Tommy is someone I admire very much. Over these ten years we'd been on each other's radar, but we'd never been in the room together. We were trying to hatch some idea about when that would happen. It's finally happening with this play, because Tommy was interested in casting me in this role. I give him so much credit for me being able to be involved in this—along with Jordan Thaler and Heidi Griffiths, the casting directors at the Public, who were instrumental in my being cast. Of course, Sarah agreed with them. To be playing such a dynamite character—I just want to thank Tommy for all he did in making sure that I would be able to do this.

Everyone at the Public, they're very much family for me at this point. I met Oskar [Eustis] when I was 21 working out in L.A. with Anna Deavere Smith at the Mark Taper Forum. [Davis was the assistant to director Emily Mann when, in 1993, Smith's Twilight: LA, 1992 was produced there. Oskar Eustis was the dramaturg. Davis later served as Smith's research assistant.] So, I've known him since I was a kid. It always feels exactly right to be working at the Public.

BH:  How familiar were you with Sarah Burgess' work going into this production?

ED:  I didn't know her at all. I knew about Dry Powder [Burgess' play that was produced at the Public in 2016], but I didn't get to see it. I read it before meeting with her after they cast me. The obvious word for her is "precocious," because she's been hitting it out of the park with every single one of her plays. Dry Powder was her first play, with all these stars [Claire Danes, John Krasinski, and Hank Azaria] and Tommy Kail. Now she has this play with us.

I've been so thrilled to get to know Sarah and her mind. Working with playwrights, being a playwright myself, is always so thrilling for me because I get to be sort of an in-house dramaturg. I get to ask the kinds of questions I would ask about my own play, but from inside. Sometimes it's easier to see the play and how it works as a whole from the position of an actor. It surprises me again and again when that happens.

Also, I'm really impressed by Sarah's ability to digest all of the information that she's learned from all of the research she has done. She has major gifts when it comes to comic rhythm, and when it comes to language and what it is that she hears. She has a very particular voice that is quite smooth and quite unexpected for a writer with as little experience as she has. She is kind of a natural.

BH:  What has it been like working with this great cast?

ED:  Gillian and Aya and Zach are all revelations for me. I didn't know any of them personally. Aya is so funny and so honest ... She killed me, too, because I had seen her in a play and totally forgotten she was in it. I was talking to her about the play, and she said, "I was in that." That just goes to show that she's transforming herself in each role. She would probably take it as me thinking that she is not distinctive in some ways, but she is very distinctive. It's so great being onstage and in that dressing room with her.

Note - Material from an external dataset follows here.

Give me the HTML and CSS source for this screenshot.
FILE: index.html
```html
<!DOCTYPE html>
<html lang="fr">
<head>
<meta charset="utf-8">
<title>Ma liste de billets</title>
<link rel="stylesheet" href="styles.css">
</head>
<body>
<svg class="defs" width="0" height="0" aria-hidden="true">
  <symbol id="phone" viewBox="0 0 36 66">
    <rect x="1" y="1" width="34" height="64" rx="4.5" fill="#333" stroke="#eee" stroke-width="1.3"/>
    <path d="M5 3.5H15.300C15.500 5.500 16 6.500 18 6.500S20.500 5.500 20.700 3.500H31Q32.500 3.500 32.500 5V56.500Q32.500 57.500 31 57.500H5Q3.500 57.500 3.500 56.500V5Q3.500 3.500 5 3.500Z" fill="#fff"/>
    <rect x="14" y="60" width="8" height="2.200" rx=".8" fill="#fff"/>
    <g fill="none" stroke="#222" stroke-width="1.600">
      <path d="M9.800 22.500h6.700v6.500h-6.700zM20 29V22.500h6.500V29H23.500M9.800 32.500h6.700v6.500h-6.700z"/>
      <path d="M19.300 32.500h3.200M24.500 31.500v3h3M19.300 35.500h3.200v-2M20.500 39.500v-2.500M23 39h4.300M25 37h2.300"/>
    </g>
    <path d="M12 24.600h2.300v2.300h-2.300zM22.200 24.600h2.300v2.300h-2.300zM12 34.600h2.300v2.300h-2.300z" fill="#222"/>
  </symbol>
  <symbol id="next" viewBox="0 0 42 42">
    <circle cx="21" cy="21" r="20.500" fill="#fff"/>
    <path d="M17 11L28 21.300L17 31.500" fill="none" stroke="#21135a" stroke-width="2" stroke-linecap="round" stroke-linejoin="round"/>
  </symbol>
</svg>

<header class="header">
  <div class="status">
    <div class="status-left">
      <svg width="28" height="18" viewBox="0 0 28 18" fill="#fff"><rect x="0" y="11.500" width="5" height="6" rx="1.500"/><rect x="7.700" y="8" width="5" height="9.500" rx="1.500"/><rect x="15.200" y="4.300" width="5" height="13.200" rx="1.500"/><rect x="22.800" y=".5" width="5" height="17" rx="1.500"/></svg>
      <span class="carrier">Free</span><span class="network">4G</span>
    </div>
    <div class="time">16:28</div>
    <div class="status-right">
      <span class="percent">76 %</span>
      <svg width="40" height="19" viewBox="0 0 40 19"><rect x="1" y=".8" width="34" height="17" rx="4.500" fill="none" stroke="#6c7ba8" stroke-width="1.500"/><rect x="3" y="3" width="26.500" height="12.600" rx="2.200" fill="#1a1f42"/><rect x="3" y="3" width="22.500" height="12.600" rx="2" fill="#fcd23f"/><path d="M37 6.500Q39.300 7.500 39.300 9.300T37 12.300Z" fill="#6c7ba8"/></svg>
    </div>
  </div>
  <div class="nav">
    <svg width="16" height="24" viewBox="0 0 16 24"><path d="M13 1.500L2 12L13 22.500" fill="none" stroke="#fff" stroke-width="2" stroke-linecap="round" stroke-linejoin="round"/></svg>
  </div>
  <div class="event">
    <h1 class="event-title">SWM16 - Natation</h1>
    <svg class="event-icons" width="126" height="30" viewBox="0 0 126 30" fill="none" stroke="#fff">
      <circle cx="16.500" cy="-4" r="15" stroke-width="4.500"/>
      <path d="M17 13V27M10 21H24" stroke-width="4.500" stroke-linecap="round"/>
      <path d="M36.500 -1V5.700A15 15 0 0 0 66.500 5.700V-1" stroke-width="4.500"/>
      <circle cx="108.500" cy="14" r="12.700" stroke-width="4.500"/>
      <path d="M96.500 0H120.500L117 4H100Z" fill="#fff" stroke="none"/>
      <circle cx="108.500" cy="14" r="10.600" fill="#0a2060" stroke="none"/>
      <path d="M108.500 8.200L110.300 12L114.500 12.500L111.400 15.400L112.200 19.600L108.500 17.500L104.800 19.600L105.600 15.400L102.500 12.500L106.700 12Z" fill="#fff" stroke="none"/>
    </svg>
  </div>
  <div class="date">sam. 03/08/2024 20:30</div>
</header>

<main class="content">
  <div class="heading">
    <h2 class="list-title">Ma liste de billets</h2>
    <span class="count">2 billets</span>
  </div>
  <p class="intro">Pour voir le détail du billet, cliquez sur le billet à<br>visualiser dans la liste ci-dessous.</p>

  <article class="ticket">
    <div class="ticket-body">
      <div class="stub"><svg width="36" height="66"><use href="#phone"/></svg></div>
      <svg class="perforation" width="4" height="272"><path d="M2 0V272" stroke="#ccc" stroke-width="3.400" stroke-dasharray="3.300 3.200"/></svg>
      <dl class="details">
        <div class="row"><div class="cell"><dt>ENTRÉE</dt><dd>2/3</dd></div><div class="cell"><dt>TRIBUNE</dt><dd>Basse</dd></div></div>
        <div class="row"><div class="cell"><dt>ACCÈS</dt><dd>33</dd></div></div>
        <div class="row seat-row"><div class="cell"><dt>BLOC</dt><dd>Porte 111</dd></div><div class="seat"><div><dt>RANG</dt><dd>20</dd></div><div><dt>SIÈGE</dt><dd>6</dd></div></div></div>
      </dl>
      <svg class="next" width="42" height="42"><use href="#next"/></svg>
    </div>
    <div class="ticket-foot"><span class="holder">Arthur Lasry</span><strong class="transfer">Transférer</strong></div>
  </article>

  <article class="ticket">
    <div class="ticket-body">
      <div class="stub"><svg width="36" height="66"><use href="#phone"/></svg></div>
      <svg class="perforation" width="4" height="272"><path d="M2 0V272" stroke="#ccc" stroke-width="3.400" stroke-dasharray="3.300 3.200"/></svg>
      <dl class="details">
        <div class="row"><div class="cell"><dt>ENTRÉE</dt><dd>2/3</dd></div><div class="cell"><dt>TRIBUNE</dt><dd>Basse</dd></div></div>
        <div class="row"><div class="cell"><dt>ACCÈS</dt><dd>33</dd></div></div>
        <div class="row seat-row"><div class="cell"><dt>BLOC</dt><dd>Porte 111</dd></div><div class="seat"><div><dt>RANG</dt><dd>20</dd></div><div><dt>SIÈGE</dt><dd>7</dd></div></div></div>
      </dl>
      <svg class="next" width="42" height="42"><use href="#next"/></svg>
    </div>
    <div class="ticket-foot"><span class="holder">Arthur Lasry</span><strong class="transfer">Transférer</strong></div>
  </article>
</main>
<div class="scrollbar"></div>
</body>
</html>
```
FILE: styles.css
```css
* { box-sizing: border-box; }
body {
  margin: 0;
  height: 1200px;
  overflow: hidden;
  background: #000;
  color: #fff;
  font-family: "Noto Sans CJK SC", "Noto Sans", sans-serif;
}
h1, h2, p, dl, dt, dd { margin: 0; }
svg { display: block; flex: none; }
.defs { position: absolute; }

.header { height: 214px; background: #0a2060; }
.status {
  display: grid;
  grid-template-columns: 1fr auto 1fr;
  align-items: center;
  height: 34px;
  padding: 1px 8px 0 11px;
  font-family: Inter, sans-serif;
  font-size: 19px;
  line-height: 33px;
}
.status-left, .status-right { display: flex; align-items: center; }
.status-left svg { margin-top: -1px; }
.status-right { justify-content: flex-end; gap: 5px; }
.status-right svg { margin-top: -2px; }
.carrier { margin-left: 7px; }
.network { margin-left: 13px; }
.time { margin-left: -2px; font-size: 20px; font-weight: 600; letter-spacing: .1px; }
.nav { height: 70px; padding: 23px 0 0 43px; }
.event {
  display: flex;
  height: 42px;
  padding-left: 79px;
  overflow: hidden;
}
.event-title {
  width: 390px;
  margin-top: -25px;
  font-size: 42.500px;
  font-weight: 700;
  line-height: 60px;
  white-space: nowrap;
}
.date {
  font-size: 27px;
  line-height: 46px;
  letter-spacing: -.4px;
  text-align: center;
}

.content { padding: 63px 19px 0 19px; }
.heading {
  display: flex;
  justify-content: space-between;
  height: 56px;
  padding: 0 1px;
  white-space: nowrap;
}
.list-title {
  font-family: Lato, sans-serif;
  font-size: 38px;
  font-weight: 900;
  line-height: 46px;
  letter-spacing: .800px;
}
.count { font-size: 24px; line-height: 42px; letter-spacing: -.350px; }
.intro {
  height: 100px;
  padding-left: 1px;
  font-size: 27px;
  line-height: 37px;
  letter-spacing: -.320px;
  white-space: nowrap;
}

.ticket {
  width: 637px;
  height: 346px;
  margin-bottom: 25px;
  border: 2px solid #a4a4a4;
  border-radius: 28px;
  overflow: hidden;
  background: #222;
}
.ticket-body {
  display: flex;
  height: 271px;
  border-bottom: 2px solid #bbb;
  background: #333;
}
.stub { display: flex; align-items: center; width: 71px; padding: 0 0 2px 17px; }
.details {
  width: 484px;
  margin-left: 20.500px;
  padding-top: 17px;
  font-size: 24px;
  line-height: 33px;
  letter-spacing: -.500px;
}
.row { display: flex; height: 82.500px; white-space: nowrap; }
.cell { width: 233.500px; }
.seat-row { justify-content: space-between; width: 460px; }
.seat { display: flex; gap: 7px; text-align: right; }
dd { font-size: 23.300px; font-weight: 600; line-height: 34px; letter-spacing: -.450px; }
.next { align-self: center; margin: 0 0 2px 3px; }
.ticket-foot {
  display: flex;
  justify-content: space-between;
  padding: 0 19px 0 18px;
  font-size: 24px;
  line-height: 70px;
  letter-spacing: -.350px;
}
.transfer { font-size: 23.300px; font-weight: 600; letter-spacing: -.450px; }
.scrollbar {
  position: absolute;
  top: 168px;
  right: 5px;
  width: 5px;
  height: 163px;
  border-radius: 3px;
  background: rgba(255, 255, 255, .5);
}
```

Then, Gillian, I've been really impressed with her. ... The two of us joke that we're twins. There are so many things [that we have in common] about our personal lives. Our wardrobes are exactly the same. Just yesterday I was talking to her about where I went to college and she said, "Oh my God! I almost went there!" Also, she has a kind and open soul. I call her The Rock when we're working. You just know you can depend on her out on the stage. You have to trust everybody, but she's very much carrying me in the show in a lot of our scenes together.

Zach is a delight. He's just hysterical. He's so fun. I love playing our scenes. Of them, the debate between our characters is the highlight. But I also really love our last scene, when we ... are living with the aftereffects [of what has happened to us in the show]. That is something we rarely get to see or even think about. Things go in and out of our newsfeed, and people disappear. People are shamed or disgraced, or they simply want to retire. They just go away from the public view, but, actually, their lives are continuing. You get to see a little bit of a taste of that here. I really appreciate that window.

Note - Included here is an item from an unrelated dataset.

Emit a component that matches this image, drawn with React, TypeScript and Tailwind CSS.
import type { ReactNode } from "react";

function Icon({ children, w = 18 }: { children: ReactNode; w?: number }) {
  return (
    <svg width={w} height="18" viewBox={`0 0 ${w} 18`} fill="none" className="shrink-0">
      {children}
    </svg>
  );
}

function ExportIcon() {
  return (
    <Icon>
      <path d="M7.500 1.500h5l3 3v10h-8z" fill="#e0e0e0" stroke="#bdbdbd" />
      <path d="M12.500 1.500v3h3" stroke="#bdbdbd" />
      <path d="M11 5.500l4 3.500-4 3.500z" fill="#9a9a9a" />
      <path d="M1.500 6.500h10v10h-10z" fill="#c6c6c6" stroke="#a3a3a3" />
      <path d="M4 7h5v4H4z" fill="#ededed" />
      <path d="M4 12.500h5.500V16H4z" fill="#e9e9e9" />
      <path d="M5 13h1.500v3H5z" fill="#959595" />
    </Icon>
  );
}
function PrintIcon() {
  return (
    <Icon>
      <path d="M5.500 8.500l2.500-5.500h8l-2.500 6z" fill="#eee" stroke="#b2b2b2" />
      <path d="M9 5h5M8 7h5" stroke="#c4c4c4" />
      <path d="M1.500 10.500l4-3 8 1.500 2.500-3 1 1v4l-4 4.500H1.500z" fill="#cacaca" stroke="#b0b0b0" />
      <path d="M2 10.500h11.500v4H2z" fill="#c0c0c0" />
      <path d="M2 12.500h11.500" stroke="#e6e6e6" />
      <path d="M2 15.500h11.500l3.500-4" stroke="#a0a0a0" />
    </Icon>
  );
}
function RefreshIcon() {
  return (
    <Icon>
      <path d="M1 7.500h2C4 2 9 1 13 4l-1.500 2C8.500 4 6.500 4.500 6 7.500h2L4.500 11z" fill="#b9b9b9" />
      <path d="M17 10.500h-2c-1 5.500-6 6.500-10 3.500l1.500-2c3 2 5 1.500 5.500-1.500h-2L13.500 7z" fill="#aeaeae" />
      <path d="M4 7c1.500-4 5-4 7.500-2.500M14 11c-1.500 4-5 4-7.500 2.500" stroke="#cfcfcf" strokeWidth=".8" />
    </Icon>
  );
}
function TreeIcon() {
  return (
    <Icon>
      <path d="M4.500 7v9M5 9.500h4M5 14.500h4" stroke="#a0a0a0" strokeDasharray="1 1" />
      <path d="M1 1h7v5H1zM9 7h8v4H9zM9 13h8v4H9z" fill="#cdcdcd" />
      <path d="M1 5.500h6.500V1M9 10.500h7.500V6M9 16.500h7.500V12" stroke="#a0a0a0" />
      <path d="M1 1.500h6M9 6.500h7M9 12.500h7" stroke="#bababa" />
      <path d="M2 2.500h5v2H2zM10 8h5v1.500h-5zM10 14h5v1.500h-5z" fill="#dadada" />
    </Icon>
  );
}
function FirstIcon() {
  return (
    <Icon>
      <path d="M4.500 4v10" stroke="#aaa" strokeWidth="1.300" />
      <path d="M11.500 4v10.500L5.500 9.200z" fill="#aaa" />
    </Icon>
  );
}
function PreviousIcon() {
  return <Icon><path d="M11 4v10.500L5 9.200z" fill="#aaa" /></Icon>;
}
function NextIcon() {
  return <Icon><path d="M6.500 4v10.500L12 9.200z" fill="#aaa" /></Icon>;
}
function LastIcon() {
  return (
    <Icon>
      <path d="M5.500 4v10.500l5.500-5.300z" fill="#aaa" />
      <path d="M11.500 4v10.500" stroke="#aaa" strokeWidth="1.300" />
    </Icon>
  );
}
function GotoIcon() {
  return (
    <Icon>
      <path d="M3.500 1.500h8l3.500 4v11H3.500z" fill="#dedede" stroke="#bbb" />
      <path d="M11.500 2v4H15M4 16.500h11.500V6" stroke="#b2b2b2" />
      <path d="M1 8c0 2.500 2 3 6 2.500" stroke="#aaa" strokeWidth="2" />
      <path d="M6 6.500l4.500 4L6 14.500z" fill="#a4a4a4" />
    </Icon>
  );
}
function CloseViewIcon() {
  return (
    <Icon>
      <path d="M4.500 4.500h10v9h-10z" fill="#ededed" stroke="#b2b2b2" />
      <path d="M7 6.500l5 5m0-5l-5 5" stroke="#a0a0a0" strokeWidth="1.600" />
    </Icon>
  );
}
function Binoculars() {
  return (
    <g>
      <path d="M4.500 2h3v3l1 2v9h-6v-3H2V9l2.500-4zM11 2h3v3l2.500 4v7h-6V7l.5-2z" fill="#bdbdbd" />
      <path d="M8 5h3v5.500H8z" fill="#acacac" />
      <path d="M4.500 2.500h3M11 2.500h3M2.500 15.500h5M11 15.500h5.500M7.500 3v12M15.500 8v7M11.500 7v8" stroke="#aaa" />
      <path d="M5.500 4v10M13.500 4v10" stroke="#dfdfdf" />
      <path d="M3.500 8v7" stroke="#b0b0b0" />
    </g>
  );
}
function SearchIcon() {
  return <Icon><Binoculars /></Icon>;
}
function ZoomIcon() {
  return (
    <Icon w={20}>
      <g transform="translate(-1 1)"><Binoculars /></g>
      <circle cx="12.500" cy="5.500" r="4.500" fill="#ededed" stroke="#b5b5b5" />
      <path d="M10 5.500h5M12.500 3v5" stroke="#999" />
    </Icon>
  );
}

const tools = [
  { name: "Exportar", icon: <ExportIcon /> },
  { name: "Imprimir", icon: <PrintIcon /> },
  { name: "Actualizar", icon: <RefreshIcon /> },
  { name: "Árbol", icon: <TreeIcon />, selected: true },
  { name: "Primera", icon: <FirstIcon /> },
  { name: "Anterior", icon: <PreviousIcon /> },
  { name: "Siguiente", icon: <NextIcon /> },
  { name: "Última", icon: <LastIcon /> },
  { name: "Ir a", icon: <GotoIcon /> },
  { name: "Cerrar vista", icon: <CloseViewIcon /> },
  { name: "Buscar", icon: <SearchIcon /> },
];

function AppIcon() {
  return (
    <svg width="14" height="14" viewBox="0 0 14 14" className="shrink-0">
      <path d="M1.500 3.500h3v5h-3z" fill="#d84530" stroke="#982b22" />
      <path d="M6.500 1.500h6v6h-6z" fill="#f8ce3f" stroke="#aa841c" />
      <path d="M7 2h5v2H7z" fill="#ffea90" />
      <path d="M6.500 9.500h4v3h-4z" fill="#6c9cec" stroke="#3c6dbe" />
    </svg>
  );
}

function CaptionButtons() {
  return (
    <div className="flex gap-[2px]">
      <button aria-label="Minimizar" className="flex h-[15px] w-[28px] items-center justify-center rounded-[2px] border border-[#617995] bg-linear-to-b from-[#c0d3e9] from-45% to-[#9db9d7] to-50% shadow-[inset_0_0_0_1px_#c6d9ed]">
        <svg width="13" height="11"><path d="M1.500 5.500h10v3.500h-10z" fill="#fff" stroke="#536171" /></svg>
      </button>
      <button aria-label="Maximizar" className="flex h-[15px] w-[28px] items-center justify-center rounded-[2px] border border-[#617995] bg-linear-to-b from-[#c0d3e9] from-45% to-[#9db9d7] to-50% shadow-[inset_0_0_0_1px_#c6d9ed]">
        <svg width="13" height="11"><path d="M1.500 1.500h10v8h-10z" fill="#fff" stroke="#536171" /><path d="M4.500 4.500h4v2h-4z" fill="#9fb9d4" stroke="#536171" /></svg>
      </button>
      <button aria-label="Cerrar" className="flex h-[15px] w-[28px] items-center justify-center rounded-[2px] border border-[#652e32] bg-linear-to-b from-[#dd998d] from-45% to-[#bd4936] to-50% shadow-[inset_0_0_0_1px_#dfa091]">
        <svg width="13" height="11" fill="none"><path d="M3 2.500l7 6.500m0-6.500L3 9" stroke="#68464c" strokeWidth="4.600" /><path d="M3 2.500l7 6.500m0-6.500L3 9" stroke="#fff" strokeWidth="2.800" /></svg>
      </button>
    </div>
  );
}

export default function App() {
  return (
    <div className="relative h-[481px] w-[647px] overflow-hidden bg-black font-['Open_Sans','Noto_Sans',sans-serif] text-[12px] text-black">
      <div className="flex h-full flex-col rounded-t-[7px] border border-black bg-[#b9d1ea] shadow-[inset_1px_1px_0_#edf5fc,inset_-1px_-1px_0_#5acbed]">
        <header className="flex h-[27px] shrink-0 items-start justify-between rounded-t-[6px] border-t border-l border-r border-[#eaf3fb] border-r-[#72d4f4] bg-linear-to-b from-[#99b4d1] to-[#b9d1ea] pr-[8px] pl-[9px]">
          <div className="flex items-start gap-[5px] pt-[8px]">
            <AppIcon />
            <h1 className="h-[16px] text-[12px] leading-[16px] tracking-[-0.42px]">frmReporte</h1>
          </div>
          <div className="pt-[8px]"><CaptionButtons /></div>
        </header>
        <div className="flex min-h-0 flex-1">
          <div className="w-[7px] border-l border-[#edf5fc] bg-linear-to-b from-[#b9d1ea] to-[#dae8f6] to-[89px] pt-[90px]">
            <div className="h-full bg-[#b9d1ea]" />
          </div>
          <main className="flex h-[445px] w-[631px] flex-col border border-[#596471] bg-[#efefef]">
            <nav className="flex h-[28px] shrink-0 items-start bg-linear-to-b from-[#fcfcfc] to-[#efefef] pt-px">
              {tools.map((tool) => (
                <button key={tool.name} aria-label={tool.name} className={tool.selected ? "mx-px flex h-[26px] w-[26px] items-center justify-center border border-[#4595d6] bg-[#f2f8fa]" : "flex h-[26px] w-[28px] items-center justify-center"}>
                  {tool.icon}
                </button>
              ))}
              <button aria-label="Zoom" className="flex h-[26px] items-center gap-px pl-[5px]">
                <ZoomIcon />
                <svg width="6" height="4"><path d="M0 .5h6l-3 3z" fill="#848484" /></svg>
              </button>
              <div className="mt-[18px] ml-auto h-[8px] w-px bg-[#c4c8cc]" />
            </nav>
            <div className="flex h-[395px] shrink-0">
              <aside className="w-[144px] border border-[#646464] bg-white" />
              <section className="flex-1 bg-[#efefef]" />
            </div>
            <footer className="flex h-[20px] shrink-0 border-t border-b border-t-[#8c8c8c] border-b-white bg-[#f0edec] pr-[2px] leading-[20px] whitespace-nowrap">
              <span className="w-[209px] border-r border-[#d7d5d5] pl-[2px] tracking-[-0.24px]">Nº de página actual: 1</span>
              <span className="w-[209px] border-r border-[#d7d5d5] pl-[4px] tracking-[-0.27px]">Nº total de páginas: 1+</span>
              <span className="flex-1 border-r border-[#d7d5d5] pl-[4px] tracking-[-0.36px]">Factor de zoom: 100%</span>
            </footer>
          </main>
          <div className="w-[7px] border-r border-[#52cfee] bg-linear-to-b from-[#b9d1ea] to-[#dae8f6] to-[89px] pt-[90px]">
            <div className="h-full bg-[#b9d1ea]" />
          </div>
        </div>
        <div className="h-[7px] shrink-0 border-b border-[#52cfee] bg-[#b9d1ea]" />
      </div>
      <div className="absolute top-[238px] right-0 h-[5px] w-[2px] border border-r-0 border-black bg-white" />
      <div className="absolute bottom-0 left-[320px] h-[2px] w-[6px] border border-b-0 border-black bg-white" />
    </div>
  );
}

BH:  I first noticed you in Passing Strange. I interviewed Daniel Breaker and Rebecca Naomi Jones for that. They were fantastic to talk to. That must have been an incredible experience. Is that how you met Spike Lee [who filmed the Broadway production] and got to write for "She's Gotta Have It"?

ED:  No, I also met Spike when I was a kid. He was my professor in college. It was my senior year. It was this coup to be able to get into his class and talk to him about his films. At that point, She's Gotta Have It, School Daze, Do the Right Thing had all been out. I think Jungle Fever and Malcolm X had not been released when we had that class—maybe "Jungle Fever" was just coming out. So, he was just making his classic films, the ones that were groundbreaking and shifted cinema in the country and the world. We've known each other and seen each other over the years, both being Fort Greene residents, and in Passing Strange we reconnected.

But, really, it was Lynn Nottage who wrote for the first season of "She's Gotta Have It" who recommended me for the writers room. I'm going to be on double duty. The opening night of Kings is also our first day back in the room. I'll be going through at least a month of no days off, and I'll be working on both the show—and the show.

BH:  That's a lot to juggle. But, you won't get bored.

ED:  That's true. I won't get bored.

BH:  There are so many things I could talk to you about. I saw you and Gabriel Ebert ...

ED:  Oh, yeah! Preludes. I'm so glad you saw that. I loved that play.

BH:  It was great. So humane and interesting and challenging. I really admire you and your diverse talents—writing, performing, singing, songwriting. But, I know you have to go. Is there anything you want to say before we wrap up?

ED:  The only thing I would add is that this play is something that is really helpful for us to consider right now. A lot of the trouble that we've gotten into in our government and the way that it's run has to do with these very issues. The lobbyists influencing those in office, and what are [our representatives'] golden handcuffs? Some people think we're in the middle of the apocalypse right now, and it would be hard to disagree in a lot of ways. But I would hope that in this play, in a light play—with comedy, with humanity and understanding—we can start to see a little more, crack open or pull the curtain back, and understand a little more about why things are the way they are. Once we have a little more of that awareness, perhaps we can enact some change. That's what I hope that the conversations that happen after they see this play lead to.